Forklifts are involved in roughly 85 fatal accidents and nearly 35,000 serious injuries in US workplaces every year according to OSHA. For Upstate SC warehouse and manufacturing operations - where forklift activity is constant and facilities often run multiple shifts - compliance with federal safety standards is not optional and the penalties for violations are significant. This guide covers what OSHA actually requires, what South Carolina adds on top of federal standards, and what an auditor is most likely to look for when they walk your floor.
The OSHA Standard That Governs Forklifts
The primary federal standard covering powered industrial trucks - the official OSHA term for forklifts - is 29 CFR 1910.178. This standard applies to general industry, which covers the majority of Upstate SC warehouse, distribution, and manufacturing operations. Construction sites have a separate standard under 29 CFR 1926.602.
29 CFR 1910.178 covers seven core areas: operator training and evaluation, pre-shift inspection, safe operating procedures, load handling, fueling and charging, maintenance, and the working environment. Understanding each area is the baseline for any compliance program.
Operator Training & Certification Requirements
Operator training is the single most cited forklift violation in OSHA enforcement actions. The requirements are specific and non-negotiable.
Who Must Be Trained
Every operator who drives a powered industrial truck must be trained and evaluated before operating the equipment unsupervised. There are no exceptions for experienced operators coming from other facilities, temporary workers, or operators who hold certifications from outside training programs. The employer is responsible for ensuring training meets OSHA requirements regardless of where the operator received it.
What Training Must Cover
OSHA specifies both truck-related and workplace-related topics that training must address:
- Operating instructions, warnings, and precautions for the specific type of truck being operated
- Differences between the truck and an automobile
- Controls and instrumentation - where they are located, what they do, and how they operate
- Engine or motor operation
- Steering and maneuvering
- Visibility, including restrictions due to loading
- Fork and attachment adaptation, operation, and limitations
- Vehicle capacity and stability - including the stability triangle
- Vehicle inspection and maintenance that the operator is required to perform
- Refueling and charging
- Surface conditions in the operating area
- Pedestrian traffic in areas where the vehicle will be used
- Narrow aisles and other restricted places
- Hazardous locations where the vehicle may be operated
- Ramps and inclines
- Closed environments and atmospheric hazards
- Other unique or potentially hazardous conditions
Evaluation and Documentation
Training alone is not sufficient. OSHA requires that operators be evaluated performing the work tasks and that the evaluation be conducted by a person who has the knowledge, training, and experience to train operators and evaluate their competence. The evaluation must be documented and kept on file.

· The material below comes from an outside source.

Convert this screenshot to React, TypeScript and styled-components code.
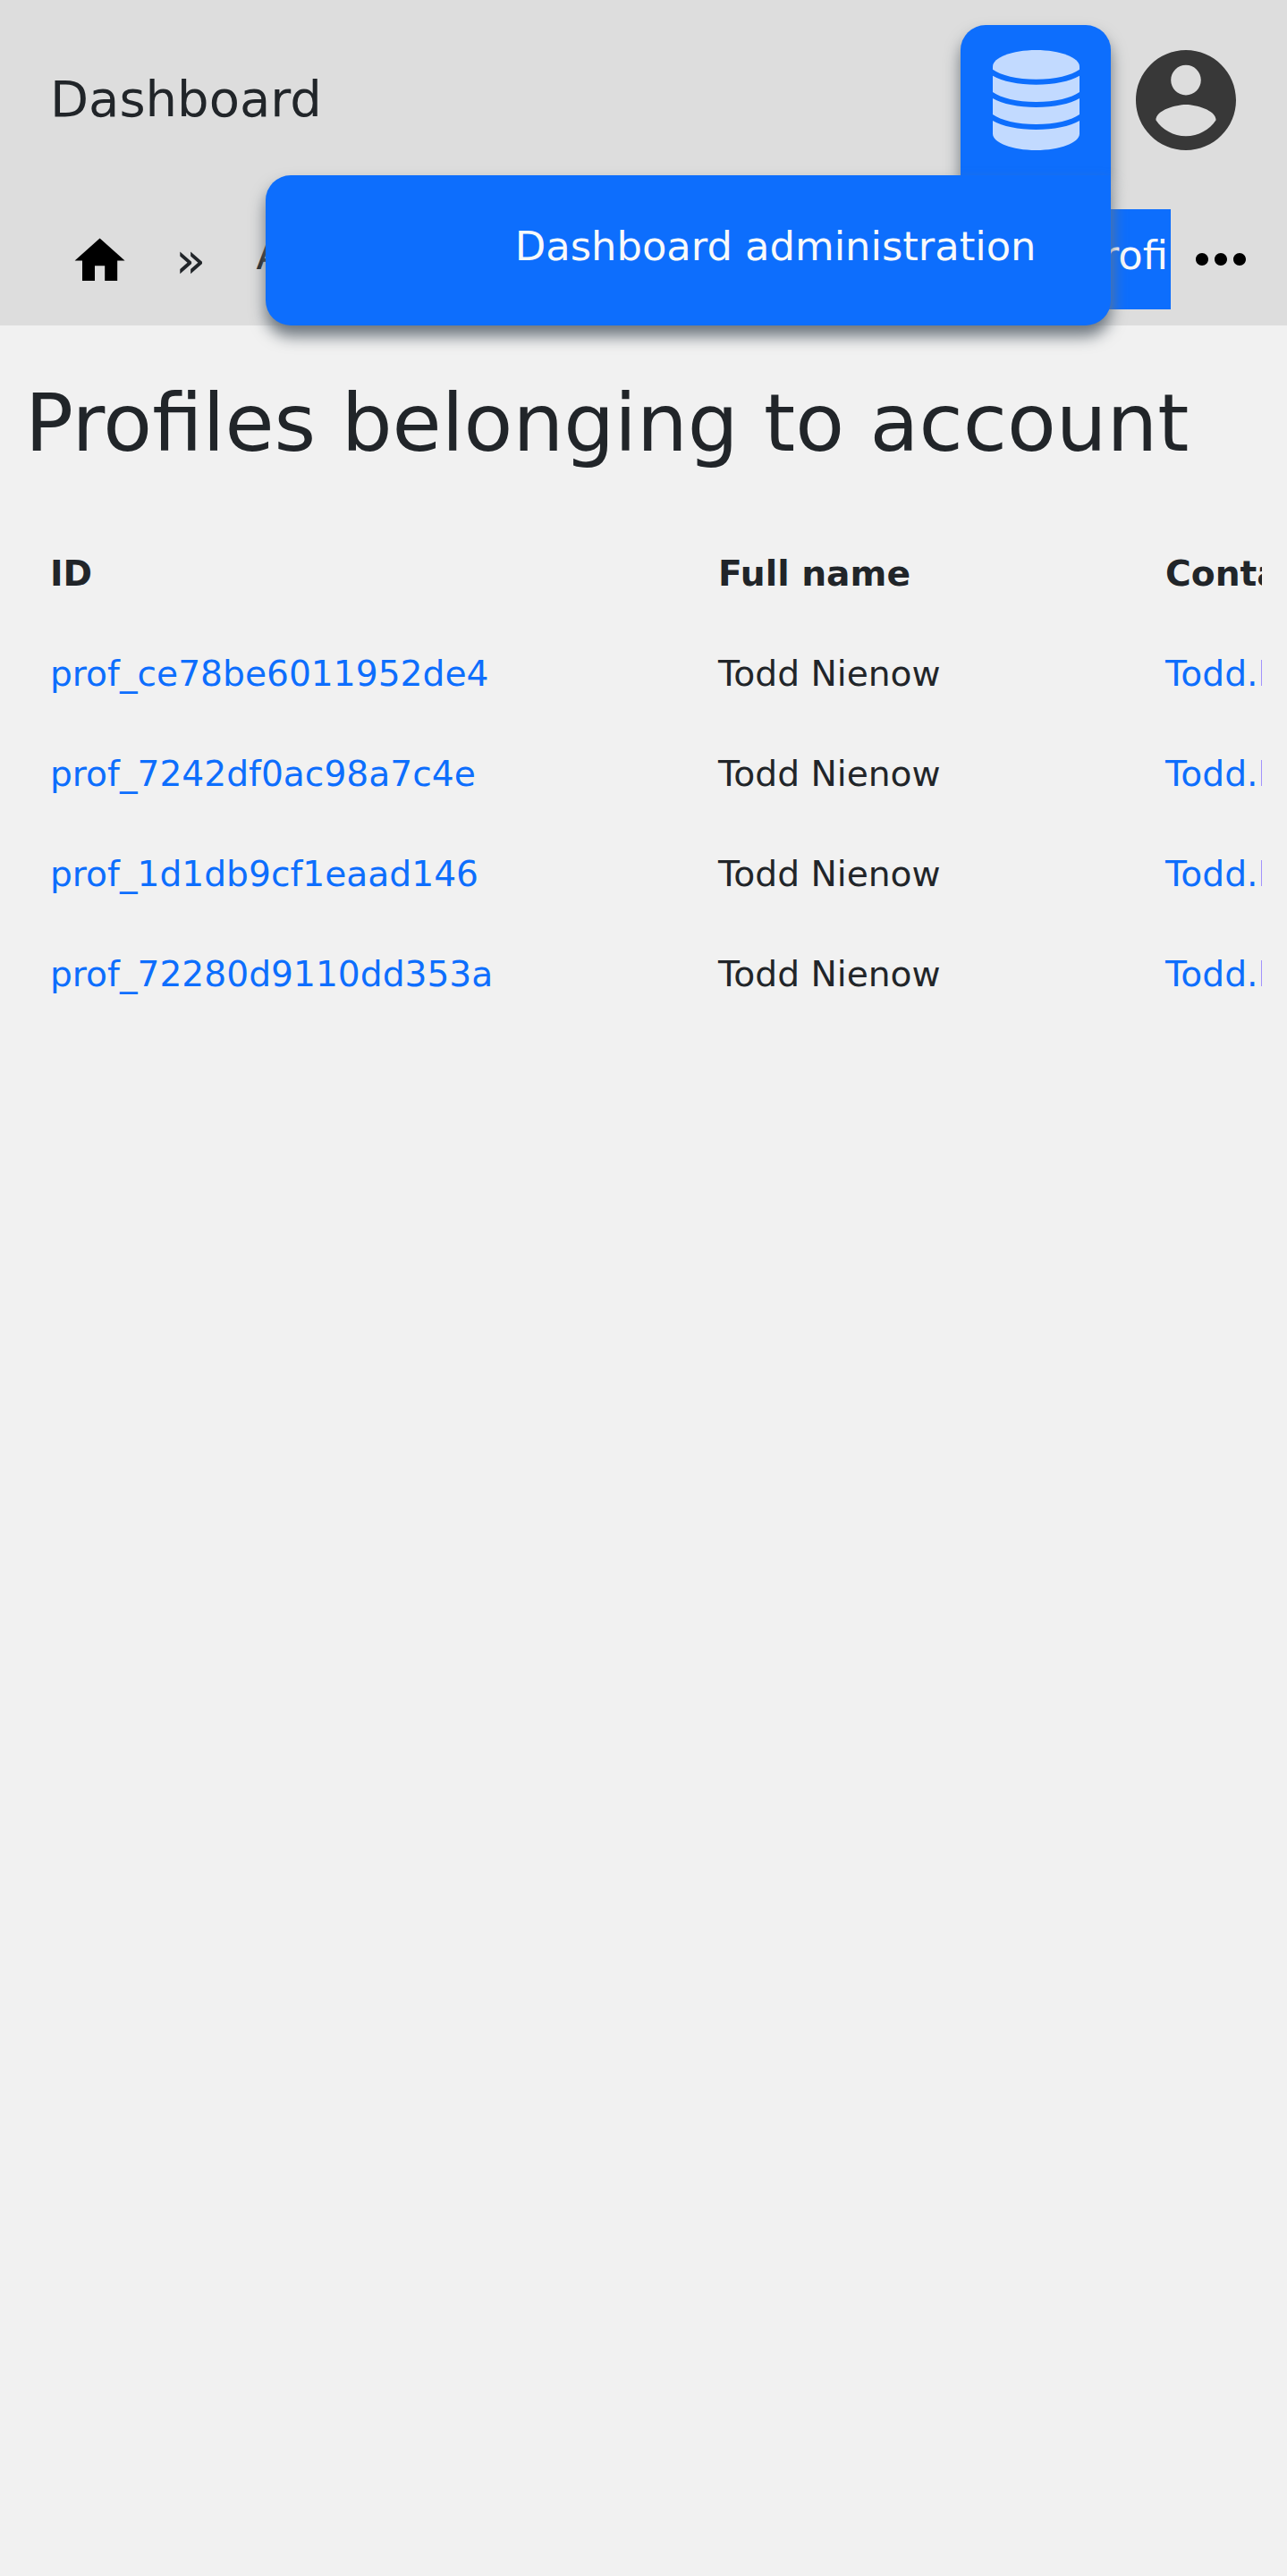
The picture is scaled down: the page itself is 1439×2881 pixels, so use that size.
import React from "react";
import styled, { createGlobalStyle } from "styled-components";

const GlobalStyle = createGlobalStyle`
  * { box-sizing: border-box; }
  html, body { margin: 0; background: #f1f1f1; }
  body {
    font-family: "DejaVu Sans", sans-serif;
    color: #212529;
    overflow: hidden;
  }
`;

const Page = styled.div`
  min-height: 2881px;
  background: #f1f1f1;
`;

const Header = styled.header`
  position: relative;
  height: 364px;
  background: #dddddd;
`;

const TopBar = styled.div`
  display: flex;
  align-items: flex-start;
  height: 196px;
  padding: 28px 29px 0 56px;
`;

const Brand = styled.div`
  flex: 1;
  font-size: 56px;
  line-height: 84px;
  padding-top: 41px;
`;

const AdminButton = styled.button`
  width: 168px;
  height: 168px;
  padding: 28px 0 0;
  border: 0;
  border-radius: 28px 28px 0 0;
  background: #0d6efd;
  box-shadow: 0 11.2px 16.8px #6c757d;
  display: flex;
  justify-content: center;
  align-items: flex-start;
`;

const ProfileButton = styled.button`
  border: 0;
  padding: 28px;
  background: none;
  line-height: 0;
`;

const AdminMenu = styled.div`
  position: absolute;
  z-index: 2;
  top: 196px;
  right: 197px;
  width: 945px;
  height: 168px;
  padding-right: 83.5px;
  border-radius: 28px 0 28px 28px;
  background: #0d6efd;
  color: #f8f9fa;
  box-shadow: 0 11.2px 16.8px #6c757d;
  font-size: 44.8px;
  line-height: 160px;
  text-align: right;
`;

const CrumbBar = styled.div`
  display: flex;
  align-items: center;
  height: 112px;
  margin-top: 38.4px;
  font-size: 44.8px;
`;

const Crumbs = styled.div`
  display: flex;
  align-items: center;
  width: 1309px;
  height: 112px;
  padding-left: 78.4px;
  overflow: hidden;
  white-space: nowrap;
`;

const HomeIcon = styled.svg`
  flex: none;
  width: 67.2px;
  height: 67.2px;
  margin-top: 3px;
`;

const Separator = styled.span`
  flex: none;
  width: 141px;
  padding-right: 6px;
  text-align: center;
  font-size: 56px;
  line-height: 109px;
`;

const Crumb = styled.span<{ $width?: number; $active?: boolean }>`
  flex: none;
  width: ${(p) => (p.$width ? p.$width + "px" : "auto")};
  height: 112px;
  line-height: 103px;
  padding: 0 ${(p) => (p.$active ? 28 : 0)}px;
  color: ${(p) => (p.$active ? "#f8f9fa" : "inherit")};
  background: ${(p) => (p.$active ? "#0d6efd" : "transparent")};
`;

const MoreIcon = styled.svg`
  flex: none;
  width: 84px;
  height: 84px;
  margin-left: 14px;
`;

const Main = styled.main`
  padding: 56px 28px 0;
`;

const Title = styled.h1`
  margin: 0;
  font-size: 89.6px;
  font-weight: 400;
  line-height: 107.5px;
  white-space: nowrap;
`;

const TableScroll = styled.div`
  margin-top: 58.7px;
  overflow: hidden;
`;

const Table = styled.div`
  display: grid;
  grid-template-columns: 747px 500px 700px;
  font-size: 39.2px;
  white-space: nowrap;
`;

const Cell = styled.div<{ $head?: boolean; $link?: boolean }>`
  height: 112px;
  line-height: 112px;
  padding: 0 28px;
  font-weight: ${(p) => (p.$head ? 700 : 400)};
  color: ${(p) => (p.$link ? "#0d6efd" : "inherit")};
`;

const ids = [
  "prof_ce78be6011952de4",
  "prof_7242df0ac98a7c4e",
  "prof_1d1db9cf1eaad146",
  "prof_72280d9110dd353a",
];

export default function App() {
  return (
    <Page>
      <GlobalStyle />
      <Header>
        <TopBar>
          <Brand>Dashboard</Brand>
          <AdminButton aria-label="Administration">
            <svg width="97" height="112" viewBox="0 0 97 112" fill="#fff" fillOpacity="0.75">
              <path d="M0 18.5C0 8.3 21.7 0 48.5 0S97 8.3 97 18.5V21.8C88 28.2 70 32.8 48.5 32.8S9 28.2 0 21.8Z" />
              <path d="M0 28.7C11 35 28.5 38.7 48.5 38.7S86 35 97 28.7V46.9C88 53.3 70 57.9 48.5 57.9S9 53.3 0 46.9Z" />
              <path d="M0 53.9C11 60.2 28.5 63.9 48.5 63.9S86 60.2 97 53.9V72C88 78.4 70 83 48.5 83S9 78.4 0 72Z" />
              <path d="M0 79C11 85.3 28.5 89 48.5 89S86 85.3 97 79V93.5C97 103.7 75.3 112 48.5 112S0 103.7 0 93.5Z" />
            </svg>
          </AdminButton>
          <ProfileButton aria-label="Profile">
            <svg width="112" height="112" viewBox="2 2 20 20" fill="#000" fillOpacity="0.75">
              <path d="M12 2C6.48 2 2 6.48 2 12s4.48 10 10 10 10-4.48 10-10S17.52 2 12 2zm0 3c1.66 0 3 1.34 3 3s-1.34 3-3 3-3-1.34-3-3 1.34-3 3-3zm0 14.2c-2.5 0-4.71-1.28-6-3.22.03-1.99 4-3.08 6-3.08 1.99 0 5.97 1.09 6 3.08-1.29 1.94-3.5 3.22-6 3.22z" />
            </svg>
          </ProfileButton>
        </TopBar>
        <AdminMenu>Dashboard administration</AdminMenu>
        <CrumbBar>
          <Crumbs>
            <HomeIcon viewBox="0 0 24 24">
              <path d="M10 20v-6h4v6h5v-8h3L12 3 2 12h3v8z" />
            </HomeIcon>
            <Separator>»</Separator>
            <Crumb $width={892}>Accounts</Crumb>
            <Crumb $active>Profiles</Crumb>
          </Crumbs>
          <MoreIcon viewBox="0 0 24 24">
            <path d="M6 10c-1.1 0-2 .9-2 2s.9 2 2 2 2-.9 2-2-.9-2-2-2zm12 0c-1.1 0-2 .9-2 2s.9 2 2 2 2-.9 2-2-.9-2-2-2zm-6 0c-1.1 0-2 .9-2 2s.9 2 2 2 2-.9 2-2-.9-2-2-2z" />
          </MoreIcon>
        </CrumbBar>
      </Header>
      <Main>
        <Title>Profiles belonging to account</Title>
        <TableScroll>
          <Table>
            <Cell $head>ID</Cell>
            <Cell $head>Full name</Cell>
            <Cell $head>Contact</Cell>
            {ids.map((id) => (
              <React.Fragment key={id}>
                <Cell $link>{id}</Cell>
                <Cell>Todd Nienow</Cell>
                <Cell $link>Todd.Nienow</Cell>
              </React.Fragment>
            ))}
          </Table>
        </TableScroll>
      </Main>
    </Page>
  );
}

Documentation must include the operator's name, the date of training, the date of evaluation, and the identity of the person performing the training or evaluation.
Refresher Training Requirements
Refresher training and re-evaluation are required when any of the following occur:
- The operator is observed operating the truck in an unsafe manner
- The operator has been involved in an accident or near-miss incident
- The operator receives an evaluation that shows they are not operating safely
- The operator is assigned to drive a different type of truck
- A condition in the workplace changes in a manner that could affect safe operation
Additionally, operators must be re-evaluated at least once every three years regardless of whether any of the above conditions have occurred.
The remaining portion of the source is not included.